From the records below, print only the part that opens with the line containing "What React, TypeScript" and closes with the line containing "string; entries: string[][]"; omit the pictures.
━━━━━ GIVEN INFORMATION
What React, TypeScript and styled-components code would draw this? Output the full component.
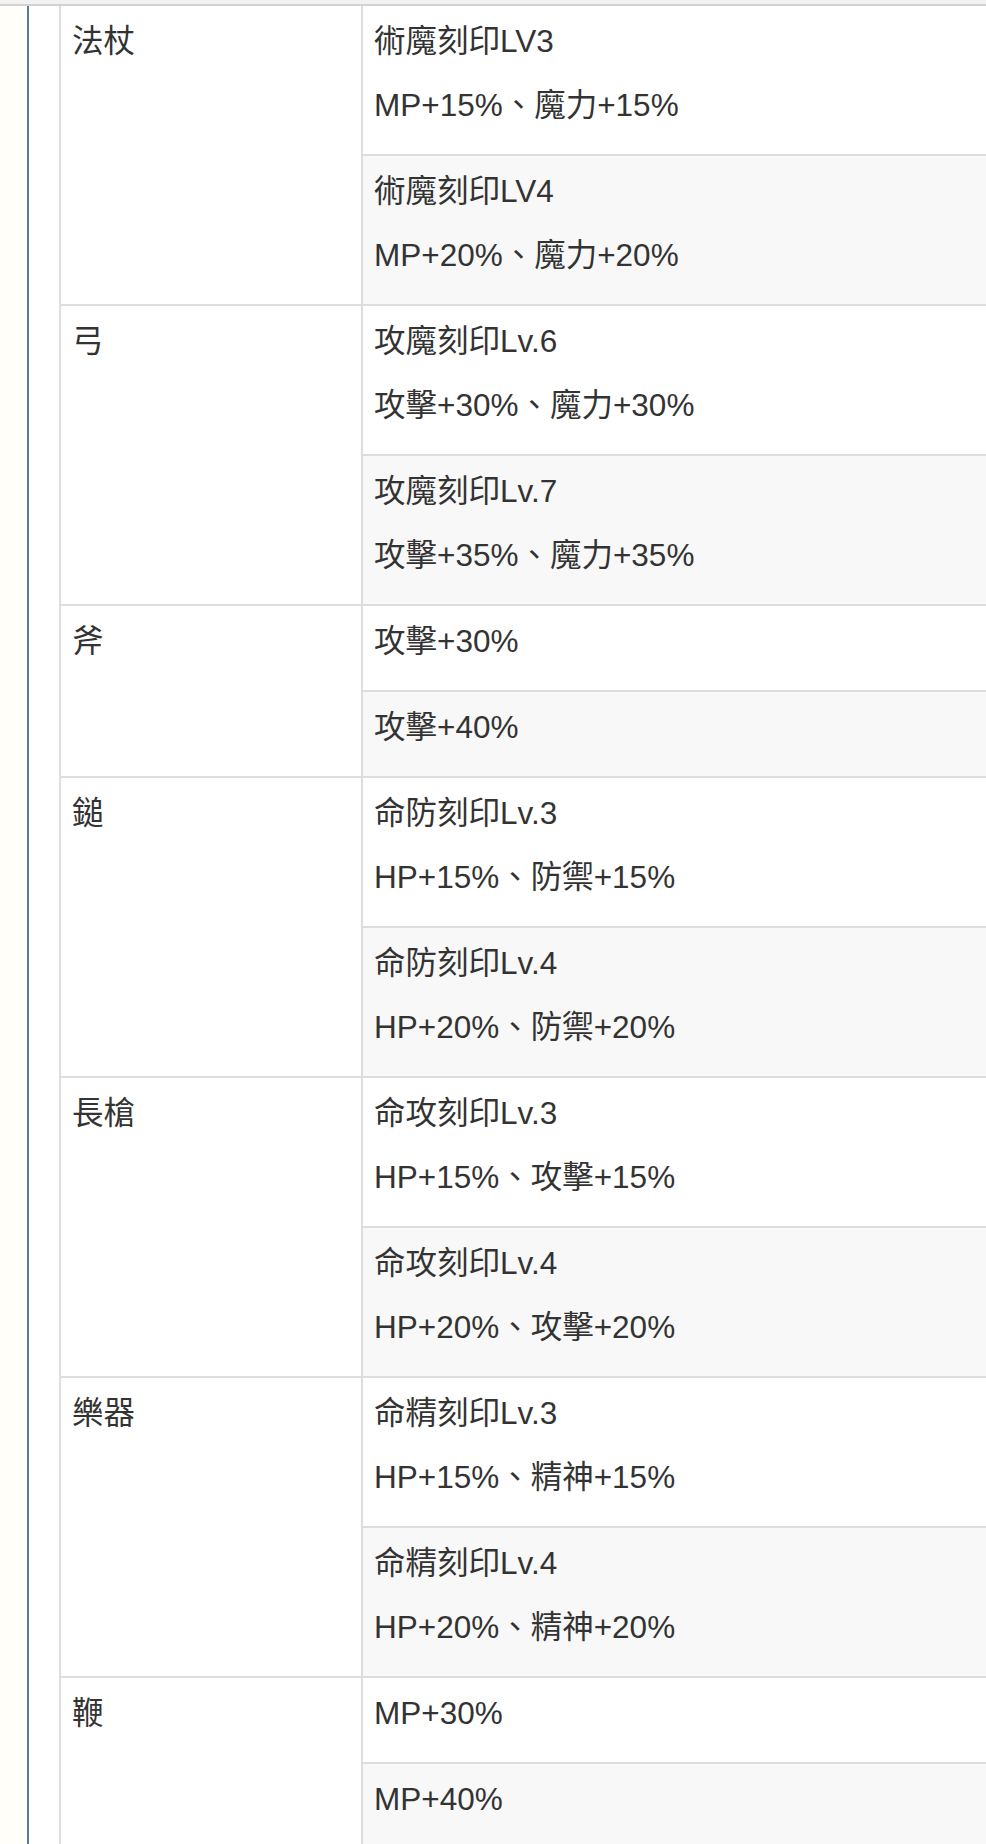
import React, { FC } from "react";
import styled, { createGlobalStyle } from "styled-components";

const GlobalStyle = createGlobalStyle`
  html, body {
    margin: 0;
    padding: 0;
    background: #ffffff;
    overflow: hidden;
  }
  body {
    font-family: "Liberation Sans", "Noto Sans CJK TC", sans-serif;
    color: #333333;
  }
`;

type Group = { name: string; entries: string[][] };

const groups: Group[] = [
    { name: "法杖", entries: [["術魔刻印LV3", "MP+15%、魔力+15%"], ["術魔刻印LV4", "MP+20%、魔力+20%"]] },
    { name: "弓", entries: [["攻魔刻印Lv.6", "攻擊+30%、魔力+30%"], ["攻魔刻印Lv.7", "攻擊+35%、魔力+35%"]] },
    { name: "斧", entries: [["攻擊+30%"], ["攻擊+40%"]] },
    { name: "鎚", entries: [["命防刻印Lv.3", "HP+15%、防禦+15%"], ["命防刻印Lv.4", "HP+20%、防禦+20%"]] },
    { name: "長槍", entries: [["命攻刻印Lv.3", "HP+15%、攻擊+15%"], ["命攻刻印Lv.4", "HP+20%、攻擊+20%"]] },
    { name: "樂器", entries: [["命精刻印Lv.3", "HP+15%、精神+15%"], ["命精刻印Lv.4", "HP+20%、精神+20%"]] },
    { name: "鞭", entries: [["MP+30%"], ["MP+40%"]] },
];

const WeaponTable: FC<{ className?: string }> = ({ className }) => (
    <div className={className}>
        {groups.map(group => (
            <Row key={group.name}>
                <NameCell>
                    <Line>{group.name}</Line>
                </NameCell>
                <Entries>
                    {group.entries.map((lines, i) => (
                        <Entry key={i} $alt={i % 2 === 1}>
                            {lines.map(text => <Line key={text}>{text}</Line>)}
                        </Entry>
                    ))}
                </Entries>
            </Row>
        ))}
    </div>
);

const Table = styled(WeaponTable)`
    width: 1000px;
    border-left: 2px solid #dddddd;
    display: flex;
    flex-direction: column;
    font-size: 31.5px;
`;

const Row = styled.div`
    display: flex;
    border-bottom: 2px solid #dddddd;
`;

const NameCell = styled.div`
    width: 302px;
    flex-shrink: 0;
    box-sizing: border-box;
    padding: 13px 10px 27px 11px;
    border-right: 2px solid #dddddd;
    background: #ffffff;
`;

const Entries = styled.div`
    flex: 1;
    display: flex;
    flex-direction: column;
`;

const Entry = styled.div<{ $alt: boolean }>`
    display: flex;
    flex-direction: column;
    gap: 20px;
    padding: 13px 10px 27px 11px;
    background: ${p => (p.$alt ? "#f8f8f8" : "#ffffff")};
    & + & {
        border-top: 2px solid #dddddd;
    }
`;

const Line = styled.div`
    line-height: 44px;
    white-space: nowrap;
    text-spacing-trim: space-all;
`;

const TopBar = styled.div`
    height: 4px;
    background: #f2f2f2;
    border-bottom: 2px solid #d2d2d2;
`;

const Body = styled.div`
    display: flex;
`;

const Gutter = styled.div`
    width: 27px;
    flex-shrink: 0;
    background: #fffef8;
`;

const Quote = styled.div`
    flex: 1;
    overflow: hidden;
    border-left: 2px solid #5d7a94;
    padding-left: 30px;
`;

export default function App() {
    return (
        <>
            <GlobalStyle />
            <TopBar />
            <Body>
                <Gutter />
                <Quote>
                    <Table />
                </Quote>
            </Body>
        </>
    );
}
━━━━━━━━━━
━━━━━ GIVEN INFORMATION
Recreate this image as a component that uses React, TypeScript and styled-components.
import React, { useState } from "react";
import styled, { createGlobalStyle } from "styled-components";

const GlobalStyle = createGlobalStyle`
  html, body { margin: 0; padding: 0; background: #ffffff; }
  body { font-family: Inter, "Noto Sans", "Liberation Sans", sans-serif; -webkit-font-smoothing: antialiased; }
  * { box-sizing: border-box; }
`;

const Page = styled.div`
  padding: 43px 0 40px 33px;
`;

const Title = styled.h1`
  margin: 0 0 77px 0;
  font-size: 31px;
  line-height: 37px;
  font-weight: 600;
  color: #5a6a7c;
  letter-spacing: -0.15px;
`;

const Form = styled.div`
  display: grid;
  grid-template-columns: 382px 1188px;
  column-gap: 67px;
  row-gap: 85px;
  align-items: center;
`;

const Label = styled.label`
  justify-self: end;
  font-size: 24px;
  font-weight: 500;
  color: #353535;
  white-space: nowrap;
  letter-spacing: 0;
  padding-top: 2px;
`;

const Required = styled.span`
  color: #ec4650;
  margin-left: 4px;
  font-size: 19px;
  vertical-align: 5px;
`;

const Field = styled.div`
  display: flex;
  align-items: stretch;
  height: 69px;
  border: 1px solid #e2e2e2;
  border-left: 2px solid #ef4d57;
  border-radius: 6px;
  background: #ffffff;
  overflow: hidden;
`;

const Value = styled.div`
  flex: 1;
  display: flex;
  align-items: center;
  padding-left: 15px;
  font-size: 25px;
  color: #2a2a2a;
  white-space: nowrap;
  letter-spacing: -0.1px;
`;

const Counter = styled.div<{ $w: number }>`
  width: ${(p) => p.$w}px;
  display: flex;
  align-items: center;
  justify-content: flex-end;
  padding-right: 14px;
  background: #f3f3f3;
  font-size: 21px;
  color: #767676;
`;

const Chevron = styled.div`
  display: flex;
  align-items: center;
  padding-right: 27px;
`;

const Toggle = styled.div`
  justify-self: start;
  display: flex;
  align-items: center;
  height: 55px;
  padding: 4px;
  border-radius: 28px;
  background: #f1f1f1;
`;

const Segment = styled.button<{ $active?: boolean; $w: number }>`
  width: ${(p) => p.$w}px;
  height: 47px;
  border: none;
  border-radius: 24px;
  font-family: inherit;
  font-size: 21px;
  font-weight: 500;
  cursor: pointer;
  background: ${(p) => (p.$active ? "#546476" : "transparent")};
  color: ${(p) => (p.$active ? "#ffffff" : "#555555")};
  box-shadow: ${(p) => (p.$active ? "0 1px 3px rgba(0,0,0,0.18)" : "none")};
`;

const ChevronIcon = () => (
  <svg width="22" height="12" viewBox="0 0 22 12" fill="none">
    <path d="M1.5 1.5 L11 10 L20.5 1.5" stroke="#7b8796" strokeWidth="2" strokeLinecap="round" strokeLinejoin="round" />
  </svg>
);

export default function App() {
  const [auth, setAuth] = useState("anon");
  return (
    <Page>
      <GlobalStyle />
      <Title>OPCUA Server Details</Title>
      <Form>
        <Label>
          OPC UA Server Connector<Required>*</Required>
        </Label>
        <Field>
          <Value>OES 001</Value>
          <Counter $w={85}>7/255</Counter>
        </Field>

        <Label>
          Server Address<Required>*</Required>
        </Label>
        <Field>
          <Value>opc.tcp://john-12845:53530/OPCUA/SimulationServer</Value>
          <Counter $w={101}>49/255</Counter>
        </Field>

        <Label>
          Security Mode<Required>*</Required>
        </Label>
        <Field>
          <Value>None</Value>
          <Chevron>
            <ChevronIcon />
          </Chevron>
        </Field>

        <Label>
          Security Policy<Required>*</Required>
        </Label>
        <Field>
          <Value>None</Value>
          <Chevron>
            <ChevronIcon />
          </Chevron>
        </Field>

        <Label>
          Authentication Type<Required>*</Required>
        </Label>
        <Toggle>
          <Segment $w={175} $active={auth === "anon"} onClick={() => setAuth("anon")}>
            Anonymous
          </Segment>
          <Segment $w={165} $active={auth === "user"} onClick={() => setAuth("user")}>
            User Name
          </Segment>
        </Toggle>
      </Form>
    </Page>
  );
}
━━━━━━━━━━
■ **TASK RESPONSE**
What React, TypeScript and styled-components code would draw this? Output the full component.
import React, { FC } from "react";
import styled, { createGlobalStyle } from "styled-components";

const GlobalStyle = createGlobalStyle`
  html, body {
    margin: 0;
    padding: 0;
    background: #ffffff;
    overflow: hidden;
  }
  body {
    font-family: "Liberation Sans", "Noto Sans CJK TC", sans-serif;
    color: #333333;
  }
`;

type Group = { name: string; entries: string[][] };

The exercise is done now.